First track It Is Not Meant To Be rides in on a wave of third-eye guitar jangle and magic carpet bass, the band playing with the sort of empathic intelligence that’s made Dungen a wonder of the retro-rocking world. Then they coax wicked sounds from their guitars on Desire Be Desire Go, which again does hippie with none of the whimsy and all of the danger. Parker’s vocals, meanwhile, recall late-period Beatles – dreamy, distracted and ever so slightly paranoid.

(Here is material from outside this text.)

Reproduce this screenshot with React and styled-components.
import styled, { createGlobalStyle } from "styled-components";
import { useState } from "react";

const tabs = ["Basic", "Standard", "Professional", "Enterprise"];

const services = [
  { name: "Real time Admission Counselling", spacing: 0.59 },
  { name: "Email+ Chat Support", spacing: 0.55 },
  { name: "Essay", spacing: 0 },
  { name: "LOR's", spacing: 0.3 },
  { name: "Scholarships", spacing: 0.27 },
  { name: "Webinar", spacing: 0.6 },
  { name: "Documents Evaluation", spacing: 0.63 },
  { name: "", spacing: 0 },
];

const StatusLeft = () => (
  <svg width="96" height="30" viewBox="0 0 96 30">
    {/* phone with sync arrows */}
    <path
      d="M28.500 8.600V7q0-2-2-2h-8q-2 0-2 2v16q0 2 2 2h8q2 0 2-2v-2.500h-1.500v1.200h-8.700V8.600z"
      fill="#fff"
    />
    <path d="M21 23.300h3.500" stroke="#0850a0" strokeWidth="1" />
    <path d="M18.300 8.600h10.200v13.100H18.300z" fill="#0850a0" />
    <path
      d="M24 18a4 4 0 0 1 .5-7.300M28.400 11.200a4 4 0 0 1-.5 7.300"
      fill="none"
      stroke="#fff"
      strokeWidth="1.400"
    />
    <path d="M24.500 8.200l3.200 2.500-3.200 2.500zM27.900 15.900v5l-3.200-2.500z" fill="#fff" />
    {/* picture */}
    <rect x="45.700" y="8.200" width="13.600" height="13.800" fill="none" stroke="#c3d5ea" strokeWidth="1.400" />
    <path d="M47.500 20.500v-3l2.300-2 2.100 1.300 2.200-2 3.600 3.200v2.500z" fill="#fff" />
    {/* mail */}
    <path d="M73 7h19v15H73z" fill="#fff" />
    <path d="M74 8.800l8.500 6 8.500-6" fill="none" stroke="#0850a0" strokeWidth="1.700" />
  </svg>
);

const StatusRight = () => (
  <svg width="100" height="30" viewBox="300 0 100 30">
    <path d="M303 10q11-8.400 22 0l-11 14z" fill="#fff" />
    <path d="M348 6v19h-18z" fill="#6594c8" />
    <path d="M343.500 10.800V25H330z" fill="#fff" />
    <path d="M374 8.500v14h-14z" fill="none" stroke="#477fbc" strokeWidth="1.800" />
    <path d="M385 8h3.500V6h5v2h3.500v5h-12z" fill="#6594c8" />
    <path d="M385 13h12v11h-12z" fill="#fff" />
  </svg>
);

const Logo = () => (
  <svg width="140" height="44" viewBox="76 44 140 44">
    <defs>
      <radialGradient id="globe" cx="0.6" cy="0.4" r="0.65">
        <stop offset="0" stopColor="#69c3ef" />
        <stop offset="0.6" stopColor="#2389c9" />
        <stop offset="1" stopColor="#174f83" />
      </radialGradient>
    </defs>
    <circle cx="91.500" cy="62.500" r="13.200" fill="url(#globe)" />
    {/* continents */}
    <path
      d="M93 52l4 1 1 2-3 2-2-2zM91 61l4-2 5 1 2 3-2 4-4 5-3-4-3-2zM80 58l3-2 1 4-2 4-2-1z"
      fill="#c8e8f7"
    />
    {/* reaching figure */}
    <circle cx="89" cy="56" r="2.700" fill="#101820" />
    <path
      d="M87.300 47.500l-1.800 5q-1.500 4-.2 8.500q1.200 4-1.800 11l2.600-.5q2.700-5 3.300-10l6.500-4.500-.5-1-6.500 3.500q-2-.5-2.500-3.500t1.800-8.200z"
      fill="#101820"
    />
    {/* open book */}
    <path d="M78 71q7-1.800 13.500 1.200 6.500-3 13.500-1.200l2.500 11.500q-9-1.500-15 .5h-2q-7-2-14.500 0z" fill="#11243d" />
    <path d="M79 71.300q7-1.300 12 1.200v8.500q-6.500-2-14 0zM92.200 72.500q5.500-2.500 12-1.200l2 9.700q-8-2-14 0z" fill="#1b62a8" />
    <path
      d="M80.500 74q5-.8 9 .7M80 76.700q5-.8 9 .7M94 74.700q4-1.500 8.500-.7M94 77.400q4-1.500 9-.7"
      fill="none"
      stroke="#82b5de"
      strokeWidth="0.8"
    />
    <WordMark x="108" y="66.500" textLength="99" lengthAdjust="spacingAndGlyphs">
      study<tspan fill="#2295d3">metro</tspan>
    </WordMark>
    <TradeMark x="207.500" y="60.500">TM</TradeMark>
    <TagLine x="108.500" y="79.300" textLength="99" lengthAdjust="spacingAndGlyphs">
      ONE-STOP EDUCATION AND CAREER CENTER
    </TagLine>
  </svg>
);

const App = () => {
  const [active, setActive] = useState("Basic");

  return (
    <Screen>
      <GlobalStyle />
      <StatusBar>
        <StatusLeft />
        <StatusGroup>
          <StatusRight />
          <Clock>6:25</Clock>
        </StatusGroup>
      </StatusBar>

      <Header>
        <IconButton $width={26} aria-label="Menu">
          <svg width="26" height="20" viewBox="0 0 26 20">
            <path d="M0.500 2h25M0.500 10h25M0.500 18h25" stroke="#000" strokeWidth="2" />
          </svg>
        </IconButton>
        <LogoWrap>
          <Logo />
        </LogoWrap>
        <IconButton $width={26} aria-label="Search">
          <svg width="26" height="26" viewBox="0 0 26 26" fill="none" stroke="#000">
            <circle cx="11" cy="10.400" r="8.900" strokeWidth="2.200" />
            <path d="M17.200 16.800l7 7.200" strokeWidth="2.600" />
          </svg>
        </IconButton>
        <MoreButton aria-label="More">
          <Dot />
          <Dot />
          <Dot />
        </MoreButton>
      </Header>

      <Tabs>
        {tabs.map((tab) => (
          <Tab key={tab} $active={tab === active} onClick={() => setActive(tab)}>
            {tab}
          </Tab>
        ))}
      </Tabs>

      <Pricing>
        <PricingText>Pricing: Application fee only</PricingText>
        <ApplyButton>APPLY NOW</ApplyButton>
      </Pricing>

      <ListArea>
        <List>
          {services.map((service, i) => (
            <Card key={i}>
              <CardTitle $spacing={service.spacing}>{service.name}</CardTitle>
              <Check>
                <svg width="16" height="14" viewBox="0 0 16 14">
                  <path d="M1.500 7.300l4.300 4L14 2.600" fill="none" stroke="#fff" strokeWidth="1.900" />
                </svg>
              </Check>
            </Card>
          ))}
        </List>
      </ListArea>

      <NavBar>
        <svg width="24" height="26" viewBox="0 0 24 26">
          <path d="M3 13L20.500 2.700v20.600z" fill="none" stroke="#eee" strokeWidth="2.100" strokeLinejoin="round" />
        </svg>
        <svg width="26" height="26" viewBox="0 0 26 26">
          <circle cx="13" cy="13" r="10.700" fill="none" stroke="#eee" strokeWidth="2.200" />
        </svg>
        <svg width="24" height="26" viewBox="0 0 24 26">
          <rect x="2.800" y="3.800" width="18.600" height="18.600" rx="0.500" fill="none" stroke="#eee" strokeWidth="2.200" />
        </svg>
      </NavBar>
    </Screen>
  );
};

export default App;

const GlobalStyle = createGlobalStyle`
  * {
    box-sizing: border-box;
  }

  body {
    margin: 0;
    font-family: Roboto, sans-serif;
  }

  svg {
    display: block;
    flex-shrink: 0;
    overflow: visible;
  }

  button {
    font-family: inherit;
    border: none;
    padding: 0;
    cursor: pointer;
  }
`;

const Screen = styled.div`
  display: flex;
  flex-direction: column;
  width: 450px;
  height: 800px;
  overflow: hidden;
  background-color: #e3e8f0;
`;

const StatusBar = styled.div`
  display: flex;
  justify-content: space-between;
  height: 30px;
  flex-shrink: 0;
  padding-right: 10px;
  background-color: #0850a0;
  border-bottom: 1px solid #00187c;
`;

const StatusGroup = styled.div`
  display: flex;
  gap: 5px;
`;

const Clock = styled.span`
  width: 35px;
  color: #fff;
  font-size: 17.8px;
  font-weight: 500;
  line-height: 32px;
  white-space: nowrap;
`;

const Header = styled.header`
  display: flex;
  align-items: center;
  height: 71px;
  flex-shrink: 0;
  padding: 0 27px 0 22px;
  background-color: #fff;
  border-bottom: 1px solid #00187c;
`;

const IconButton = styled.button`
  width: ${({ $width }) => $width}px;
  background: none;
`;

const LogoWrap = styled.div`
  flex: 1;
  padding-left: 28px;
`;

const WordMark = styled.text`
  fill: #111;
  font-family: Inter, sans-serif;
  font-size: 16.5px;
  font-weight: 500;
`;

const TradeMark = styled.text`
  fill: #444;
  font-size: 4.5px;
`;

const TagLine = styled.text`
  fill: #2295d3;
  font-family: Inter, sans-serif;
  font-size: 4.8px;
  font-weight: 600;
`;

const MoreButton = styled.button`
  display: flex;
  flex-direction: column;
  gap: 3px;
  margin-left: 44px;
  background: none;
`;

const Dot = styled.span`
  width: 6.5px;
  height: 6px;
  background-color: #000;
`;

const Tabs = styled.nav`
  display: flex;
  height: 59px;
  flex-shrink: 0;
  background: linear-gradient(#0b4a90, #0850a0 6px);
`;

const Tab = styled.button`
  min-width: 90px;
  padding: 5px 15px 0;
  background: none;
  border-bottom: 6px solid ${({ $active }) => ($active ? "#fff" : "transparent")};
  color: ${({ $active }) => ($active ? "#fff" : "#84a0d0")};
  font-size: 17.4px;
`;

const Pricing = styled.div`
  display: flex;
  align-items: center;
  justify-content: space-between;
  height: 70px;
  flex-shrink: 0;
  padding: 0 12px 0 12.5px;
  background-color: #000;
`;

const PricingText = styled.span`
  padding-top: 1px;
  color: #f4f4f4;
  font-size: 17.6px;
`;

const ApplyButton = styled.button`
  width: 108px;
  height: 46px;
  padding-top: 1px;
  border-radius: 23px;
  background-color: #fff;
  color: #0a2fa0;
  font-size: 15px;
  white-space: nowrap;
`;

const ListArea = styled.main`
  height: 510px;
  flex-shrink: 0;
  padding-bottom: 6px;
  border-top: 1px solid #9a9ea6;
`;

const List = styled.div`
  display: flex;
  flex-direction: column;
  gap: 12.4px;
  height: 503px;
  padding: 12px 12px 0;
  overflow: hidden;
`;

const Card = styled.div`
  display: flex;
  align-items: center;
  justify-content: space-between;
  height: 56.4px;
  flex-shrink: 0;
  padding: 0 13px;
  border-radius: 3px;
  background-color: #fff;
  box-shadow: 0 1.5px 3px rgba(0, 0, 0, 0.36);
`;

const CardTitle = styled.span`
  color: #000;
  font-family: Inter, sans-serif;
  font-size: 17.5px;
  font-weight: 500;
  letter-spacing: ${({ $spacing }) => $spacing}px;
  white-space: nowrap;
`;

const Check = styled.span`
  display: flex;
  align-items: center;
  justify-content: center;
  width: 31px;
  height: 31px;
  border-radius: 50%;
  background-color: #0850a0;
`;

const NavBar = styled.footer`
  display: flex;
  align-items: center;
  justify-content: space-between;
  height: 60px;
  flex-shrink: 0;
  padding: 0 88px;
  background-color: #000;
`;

That isn’t to say Innerspeaker is completely devoid of contemporary sounds – Alter Ego marries the colours-run, shoegazey texture of an Atlas Sound cut with racing, druggy beats. And Why Won’t You Make Up Your Mind? has a fine Stereolab-esque groove which evokes, strangely enough, Bradford Cox’s collaboration with the ‘Lab’s own Laetitia Sadier, Quick Canal. Elsewhere, Bold Arrow of Time is one of the few moments on the record to explicitly tap the psychedelic blues root – Cream would be an obvious reference point here, but we’ll go instead with the expansiveness of the Jimi Hendrix Experience.

The band recently opened for MGMT in the US. But while they undoubtedly remain more of a boutique concern than Messrs VanWyngarden and Goldwasser, with Innerspeaker Tame Impala display an intuitive feel for psychedelia’s insurgent streak and joy in non-conformity that’s far in excess of their peers.